Without the images, print all the entries below exactly as given.

## RECORD LIST
-.-.-
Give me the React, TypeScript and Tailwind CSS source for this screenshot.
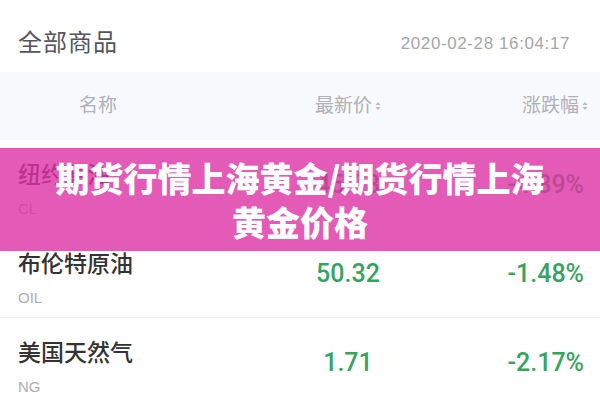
import React from 'react';

type Quote = {
  name: string;
  code: string;
  price: string;
  change: string;
};

const quotes: Quote[] = [
  { name: '纽约原油', code: 'CL', price: '45.08', change: '-4.89%' },
  { name: '布伦特原油', code: 'OIL', price: '50.32', change: '-1.48%' },
  { name: '美国天然气', code: 'NG', price: '1.71', change: '-2.17%' },
];

const font = 'font-["Liberation_Sans","Noto_Sans_CJK_SC",sans-serif]';
const numFont = 'font-["Roboto","Liberation_Sans",sans-serif] font-medium';

function SortIcon() {
  return (
    <svg width="6" height="10" viewBox="0 0 6 10" className="ml-[3px]">
      <path d="M3 1 L5.5 4 H0.5 Z" fill="#b8b8c0" />
      <path d="M3 9 L5.5 6 H0.5 Z" fill="#b8b8c0" />
    </svg>
  );
}

export default function App() {
  return (
    <div className={`relative w-[600px] h-[400px] overflow-hidden bg-white ${font}`}>
      {/* Title bar */}
      <div className="h-[72px] flex items-center justify-between pl-[18px] pr-[30px]">
        <h1 className="text-[24px] tracking-[1px] text-[#55555c] leading-none mt-[14px]">全部商品</h1>
        <span className="text-[17px] tracking-[0.6px] text-[#a5a5ad] leading-none mt-[14px]">
          2020-02-28 16:04:17
        </span>
      </div>

      {/* Column headers */}
      <div className="h-[68px] bg-[#f8f9fc] grid grid-cols-[200px_296px_1fr] items-center text-[19px] text-[#b0b0b8]">
        <div className="text-center pr-[4px]">名称</div>
        <div className="flex items-center justify-center">
          最新价
          <SortIcon />
        </div>
        <div className="flex items-center justify-end pr-[12px]">
          涨跌幅
          <SortIcon />
        </div>
      </div>

      {/* Quote rows */}
      <div>
        {quotes.map((q) => (
          <div
            key={q.code}
            className="h-[89px] grid grid-cols-[200px_296px_1fr] items-center border-b border-[#f0f0f2]"
          >
            <div className="pl-[18px] pt-[10px] flex flex-col">
              <span className='font-["Noto_Sans_CJK_SC",sans-serif] font-medium text-[23px] text-[#333] leading-none mb-[16px]'>
                {q.name}
              </span>
              <span className="text-[15px] text-[#acacb2] leading-none">{q.code}</span>
            </div>
            <div className={`text-center text-[25px] text-[#38a35f] leading-none ${numFont}`}>{q.price}</div>
            <div className={`text-right pr-[16px] text-[25px] text-[#38a35f] leading-none ${numFont}`}>
              {q.change}
            </div>
          </div>
        ))}
      </div>

      {/* Headline banner */}
      <div className="absolute left-0 right-0 top-[148px] h-[103px] bg-[#dc32a4]/80 flex flex-col items-center justify-center">
        <p className='font-["Noto_Sans_CJK_SC","Liberation_Sans",sans-serif] font-black text-white text-[34px] leading-[44px] text-center'>
          <span className="block">期货行情上海黄金/期货行情上海</span>
          <span className="block">黄金价格</span>
        </p>
      </div>
    </div>
  );
}
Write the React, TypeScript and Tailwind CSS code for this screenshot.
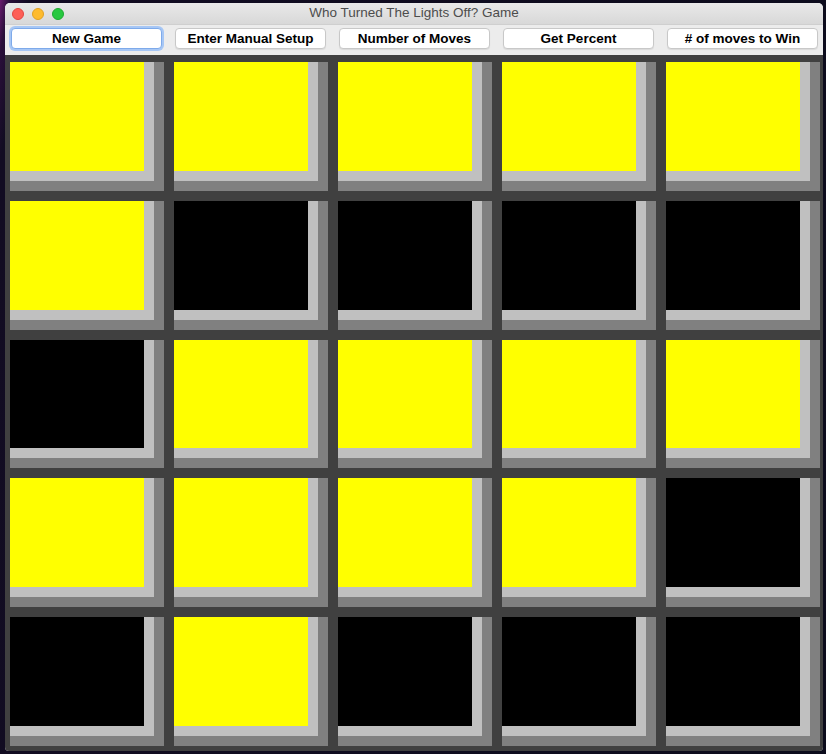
-.-.-
## ANSWER
Give me the React, TypeScript and Tailwind CSS source for this screenshot.
import React from 'react';

type Quote = {
  name: string;
  code: string;
  price: string;
  change: string;
};

const quotes: Quote[] = [
  { name: '纽约原油', code: 'CL', price: '45.08', change: '-4.89%' },
  { name: '布伦特原油', code: 'OIL', price: '50.32', change: '-1.48%' },
  { name: '美国天然气', code: 'NG', price: '1.71', change: '-2.17%' },
];

const font = 'font-["Liberation_Sans","Noto_Sans_CJK_SC",sans-serif]';
const numFont = 'font-["Roboto","Liberation_Sans",sans-serif] font-medium';

function SortIcon() {
  return (
    <svg width="6" height="10" viewBox="0 0 6 10" className="ml-[3px]">
      <path d="M3 1 L5.5 4 H0.5 Z" fill="#b8b8c0" />
      <path d="M3 9 L5.5 6 H0.5 Z" fill="#b8b8c0" />
    </svg>
  );
}

export default function App() {
  return (
    <div className={`relative w-[600px] h-[400px] overflow-hidden bg-white ${font}`}>
      {/* Title bar */}
      <div className="h-[72px] flex items-center justify-between pl-[18px] pr-[30px]">
        <h1 className="text-[24px] tracking-[1px] text-[#55555c] leading-none mt-[14px]">全部商品</h1>
        <span className="text-[17px] tracking-[0.6px] text-[#a5a5ad] leading-none mt-[14px]">
          2020-02-28 16:04:17
        </span>
      </div>

      {/* Column headers */}
      <div className="h-[68px] bg-[#f8f9fc] grid grid-cols-[200px_296px_1fr] items-center text-[19px] text-[#b0b0b8]">
        <div className="text-center pr-[4px]">名称</div>
        <div className="flex items-center justify-center">
          最新价
          <SortIcon />
        </div>
        <div className="flex items-center justify-end pr-[12px]">
          涨跌幅
          <SortIcon />
        </div>
      </div>

      {/* Quote rows */}
      <div>
        {quotes.map((q) => (
          <div
            key={q.code}
            className="h-[89px] grid grid-cols-[200px_296px_1fr] items-center border-b border-[#f0f0f2]"
          >
            <div className="pl-[18px] pt-[10px] flex flex-col">
              <span className='font-["Noto_Sans_CJK_SC",sans-serif] font-medium text-[23px] text-[#333] leading-none mb-[16px]'>
                {q.name}
              </span>
              <span className="text-[15px] text-[#acacb2] leading-none">{q.code}</span>
            </div>
            <div className={`text-center text-[25px] text-[#38a35f] leading-none ${numFont}`}>{q.price}</div>
            <div className={`text-right pr-[16px] text-[25px] text-[#38a35f] leading-none ${numFont}`}>
              {q.change}
            </div>
          </div>
        ))}
      </div>

      {/* Headline banner */}
      <div className="absolute left-0 right-0 top-[148px] h-[103px] bg-[#dc32a4]/80 flex flex-col items-center justify-center">
        <p className='font-["Noto_Sans_CJK_SC","Liberation_Sans",sans-serif] font-black text-white text-[34px] leading-[44px] text-center'>
          <span className="block">期货行情上海黄金/期货行情上海</span>
          <span className="block">黄金价格</span>
        </p>
      </div>
    </div>
  );
}
Write the React, TypeScript and Tailwind CSS code for this screenshot.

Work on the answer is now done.